Arizona head coach Sean Miller and assistant coach Damon Stoudamire watch from the blue bench during the second half of the annual Red-Blue Game at McKale Center, Oct. 18, 2014.

I was caught by surprise last week when Sean Miller dropped a basketball bomb on those who suspected his sixth Arizona basketball team would proceed directly to the Final Four without any intermediate stops.

“I can see us getting off to a rocky start,” Miller said.

He articulated his team’s depth issues. “We’ll play five or six guys at this point,” he said. “The depth isn’t there.”

Had I been eating popcorn, I would’ve needed someone to perform an emergency Heimlich maneuver.

Miller spoke about “an identity crisis on defense.”

A day earlier, Arizona debuted on the cover of Sports Illustrated’s college basketball issue. The chorus of those heralding Arizona as a possible national champion hadn’t subsided for months.

And then came Miller’s bomb.

Whether this is a motivational ploy by a coach trying to squeeze 10 or 11 pieces into six or seven holes, or whether Miller genuinely suspects that replacing Nick Johnson and Aaron Gordon is a process the average UA basketball fan doesn’t understand or appreciate, will play out over the next four months.

There’s no rush in college basketball.

But there is precedence for what Miller said last week.

After Arizona lost Sean Elliott and Anthony Cook, two first-round NBA draft picks, off a 1988-89 team periodically ranked No. 1, Lute Olson warned that the future could be “rocky.” It’s the same term Miller uses now.

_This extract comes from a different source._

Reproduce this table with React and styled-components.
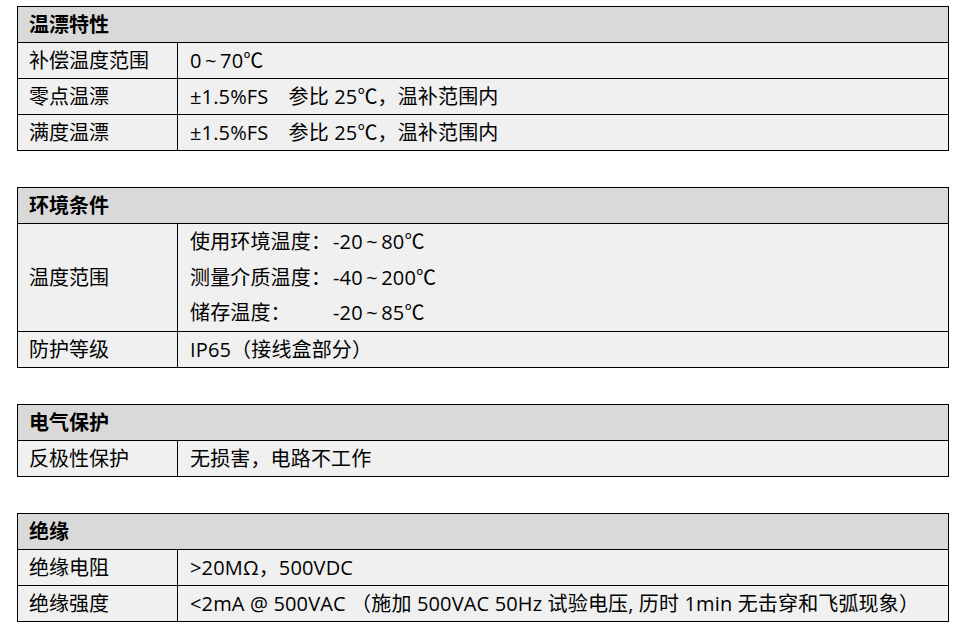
import styled, { createGlobalStyle } from "styled-components";

const GlobalStyle = createGlobalStyle`
  body {
    margin: 0;
    background: #ffffff;
    font-family: "Open Sans", "Noto Sans CJK SC", sans-serif;
    color: #000;
  }
`;

const Page = styled.div`
  padding: 6px 21px 0 17px;
  display: flex;
  flex-direction: column;
  gap: 36px;
`;

const Table = styled.table`
  width: 932px;
  border-collapse: collapse;
  font-size: 20px;
  table-layout: fixed;
`;

const LabelCol = styled.col`
  width: 160px;
`;

const HeadCell = styled.th`
  background: #d9d9d9;
  border: 1px solid #000;
  height: 35px;
  padding: 0 11px;
  text-align: left;
  font-weight: 700;
  line-height: 35px;
`;

const LabelCell = styled.td`
  background: #f0f0f0;
  border: 1px solid #000;
  height: 35px;
  padding: 0 11px;
  line-height: 35px;
  white-space: nowrap;
`;

const ValueCell = styled.td`
  background: #f0f0f0;
  border: 1px solid #000;
  height: 35px;
  padding: 0 12px;
  line-height: 35px;
  white-space: nowrap;
  letter-spacing: 0.15px;
`;

const LineGrid = styled.div`
  display: grid;
  grid-template-columns: 143px auto;
  grid-auto-rows: 35.5px;
  align-items: center;
  justify-content: start;
  line-height: 35px;
`;

const T = "\u2009~\u2009";

const sections = [
  {
    title: "温漂特性",
    rows: [
      ["补偿温度范围", `0${T}70℃`],
      ["零点温漂", "±1.5%FS\u3000参比 25℃，温补范围内"],
      ["满度温漂", "±1.5%FS\u3000参比 25℃，温补范围内"],
    ],
  },
  {
    title: "环境条件",
    rows: [
      [
        "温度范围",
        [
          ["使用环境温度：", `-20${T}80℃`],
          ["测量介质温度：", `-40${T}200℃`],
          ["储存温度：", `-20${T}85℃`],
        ],
      ],
      ["防护等级", "IP65（接线盒部分）"],
    ],
  },
  {
    title: "电气保护",
    rows: [["反极性保护", "无损害，电路不工作"]],
  },
  {
    title: "绝缘",
    rows: [
      ["绝缘电阻", ">20MΩ，500VDC"],
      [
        "绝缘强度",
        "<2mA @ 500VAC （施加 500VAC 50Hz 试验电压, 历时 1min 无击穿和飞弧现象）",
      ],
    ],
  },
];

function App() {
  return (
    <>
      <GlobalStyle />
      <Page>
        {sections.map((s) => (
          <Table key={s.title}>
            <colgroup>
              <LabelCol />
              <col />
            </colgroup>
            <thead>
              <tr>
                <HeadCell colSpan={2}>{s.title}</HeadCell>
              </tr>
            </thead>
            <tbody>
              {s.rows.map(([label, value]) => (
                <tr key={label}>
                  <LabelCell>{label}</LabelCell>
                  <ValueCell>
                    {Array.isArray(value) ? (
                      <LineGrid>
                        {value.flatMap(([k, v]) => [
                          <span key={k}>{k}</span>,
                          <span key={k + "v"}>{v}</span>,
                        ])}
                      </LineGrid>
                    ) : (
                      value
                    )}
                  </ValueCell>
                </tr>
              ))}
            </tbody>
          </Table>
        ))}
      </Page>
    </>
  );
}

export default App;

I don’t think many believed Olson 25 years ago.

Six-foot-11-inch transfer Brian Williams was, at the time, the most touted new player in UA history. Future NBA players Jud Buechler and Sean Rooks gave Arizona the most imposing front line in the game. Veteran guards Matt Muehlebach and Matt Othick were back.

But when Arizona opened the Pac-10 season with a rare set of pre-Christmas games, it lost 68-63 at Oregon and routed 84-61 at Oregon State.

Replacing Elliott and Cook was a lot like Arizona now replacing Gordon and Johnson. It took time. But by March, Arizona swept the Pac-10 tournament, winning by margins of 23, 24 and 16 points, and went 24-5 after the trip to Oregon.

As with Arizona’s difficulties on the Oregon trail in 1989-90, discovering it would get nothing less than its opponent’s “A” game, the same is true today. The target grows.

On Thursday night, after Utah’s impressive exhibition game debut against Division III Pacific University, Utes coach Larry Krystkowiak let it be known that his team, picked to finish No. 2 in the Pac-12,is working every angle to catch the Wildcats.

Envisioning the Feb. 28 Salt Lake City showdown against Arizona on ESPN, Krystkowiak said he had met with the Utah pep band in attempt to make the Huntsman Center more intimidating.

Coach K requested that the band use more bass and more drums, more noise, more everything at a school that recently remade the Huntsman Center the way Arizona reworked McKale Center.

Sean Miller’s team is going to get the Big Drum treatment wherever it goes this year. No wonder he has sounded an alarm.